> **Written exercise**
Produce an exact transcription of the listing below, omitting the pictures.

> **Supplied material**

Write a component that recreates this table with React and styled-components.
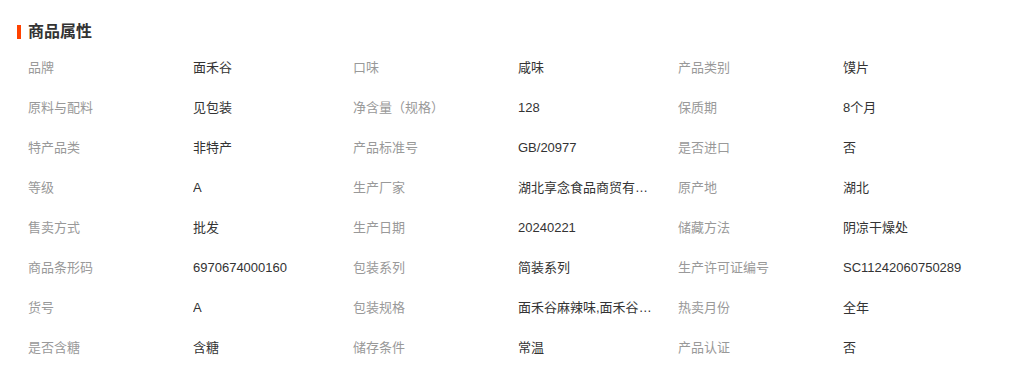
import React from 'react'
import styled, { createGlobalStyle } from 'styled-components'

const GlobalStyle = createGlobalStyle`
  body {
    margin: 0;
    background: #fff;
    font-family: "Liberation Sans", "Noto Sans CJK SC", sans-serif;
  }
`

const Section = styled.div`
  padding: 24px 0 0 17px;
`

const Header = styled.div`
  display: flex;
  align-items: center;
  gap: 7px;
  height: 16px;
`

const Bar = styled.span`
  width: 4px;
  height: 14px;
  background: #ff4200;
`

const Title = styled.h3`
  margin: 0;
  font-size: 16px;
  line-height: 16px;
  font-weight: bold;
  color: #333;
`

const AttrGrid = styled.div`
  display: grid;
  grid-template-columns: repeat(3, 165px 160px);
  grid-auto-rows: 40px;
  margin: 8px 0 0 11px;
  font-size: 13px;
  line-height: 40px;
`

const Label = styled.div`
  color: #999;
  white-space: nowrap;
`

const Value = styled.div`
  color: #333;
  padding-right: 20px;
  white-space: nowrap;
  overflow: hidden;
  text-overflow: ellipsis;
`

const attrs = [
  ['品牌', '面禾谷'], ['口味', '咸味'], ['产品类别', '馍片'],
  ['原料与配料', '见包装'], ['净含量（规格）', '128'], ['保质期', '8个月'],
  ['特产品类', '非特产'], ['产品标准号', 'GB/20977'], ['是否进口', '否'],
  ['等级', 'A'], ['生产厂家', '湖北享念食品商贸有限公司'], ['原产地', '湖北'],
  ['售卖方式', '批发'], ['生产日期', '20240221'], ['储藏方法', '阴凉干燥处'],
  ['商品条形码', '6970674000160'], ['包装系列', '简装系列'], ['生产许可证编号', 'SC11242060750289'],
  ['货号', 'A'], ['包装规格', '面禾谷麻辣味,面禾谷五香味'], ['热卖月份', '全年'],
  ['是否含糖', '含糖'], ['储存条件', '常温'], ['产品认证', '否'],
]

const App = () => {
  return (
    <>
      <GlobalStyle />
      <Section>
        <Header>
          <Bar />
          <Title>商品属性</Title>
        </Header>
        <AttrGrid>
          {attrs.map(([name, value]) => (
            <React.Fragment key={name}>
              <Label>{name}</Label>
              <Value title={value}>{value}</Value>
            </React.Fragment>
          ))}
        </AttrGrid>
      </Section>
    </>
  )
}

export default App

> **Solved exercise**
Write a component that recreates this table with React and styled-components.
import React from 'react'
import styled, { createGlobalStyle } from 'styled-components'

const GlobalStyle = createGlobalStyle`
  body {
    margin: 0;
    background: #fff;
    font-family: "Liberation Sans", "Noto Sans CJK SC", sans-serif;
  }
`

const Section = styled.div`
  padding: 24px 0 0 17px;
`

const Header = styled.div`
  display: flex;
  align-items: center;
  gap: 7px;
  height: 16px;
`

const Bar = styled.span`
  width: 4px;
  height: 14px;
  background: #ff4200;
`

const Title = styled.h3`
  margin: 0;
  font-size: 16px;
  line-height: 16px;
  font-weight: bold;
  color: #333;
`

const AttrGrid = styled.div`
  display: grid;
  grid-template-columns: repeat(3, 165px 160px);
  grid-auto-rows: 40px;
  margin: 8px 0 0 11px;
  font-size: 13px;
  line-height: 40px;
`

const Label = styled.div`
  color: #999;
  white-space: nowrap;
`

const Value = styled.div`
  color: #333;
  padding-right: 20px;
  white-space: nowrap;
  overflow: hidden;
  text-overflow: ellipsis;
`

const attrs = [
  ['品牌', '面禾谷'], ['口味', '咸味'], ['产品类别', '馍片'],
  ['原料与配料', '见包装'], ['净含量（规格）', '128'], ['保质期', '8个月'],
  ['特产品类', '非特产'], ['产品标准号', 'GB/20977'], ['是否进口', '否'],
  ['等级', 'A'], ['生产厂家', '湖北享念食品商贸有限公司'], ['原产地', '湖北'],
  ['售卖方式', '批发'], ['生产日期', '20240221'], ['储藏方法', '阴凉干燥处'],
  ['商品条形码', '6970674000160'], ['包装系列', '简装系列'], ['生产许可证编号', 'SC11242060750289'],
  ['货号', 'A'], ['包装规格', '面禾谷麻辣味,面禾谷五香味'], ['热卖月份', '全年'],
  ['是否含糖', '含糖'], ['储存条件', '常温'], ['产品认证', '否'],
]

const App = () => {
  return (
    <>
      <GlobalStyle />
      <Section>
        <Header>
          <Bar />
          <Title>商品属性</Title>
        </Header>
        <AttrGrid>
          {attrs.map(([name, value]) => (
            <React.Fragment key={name}>
              <Label>{name}</Label>
              <Value title={value}>{value}</Value>
            </React.Fragment>
          ))}
        </AttrGrid>
      </Section>
    </>
  )
}

export default App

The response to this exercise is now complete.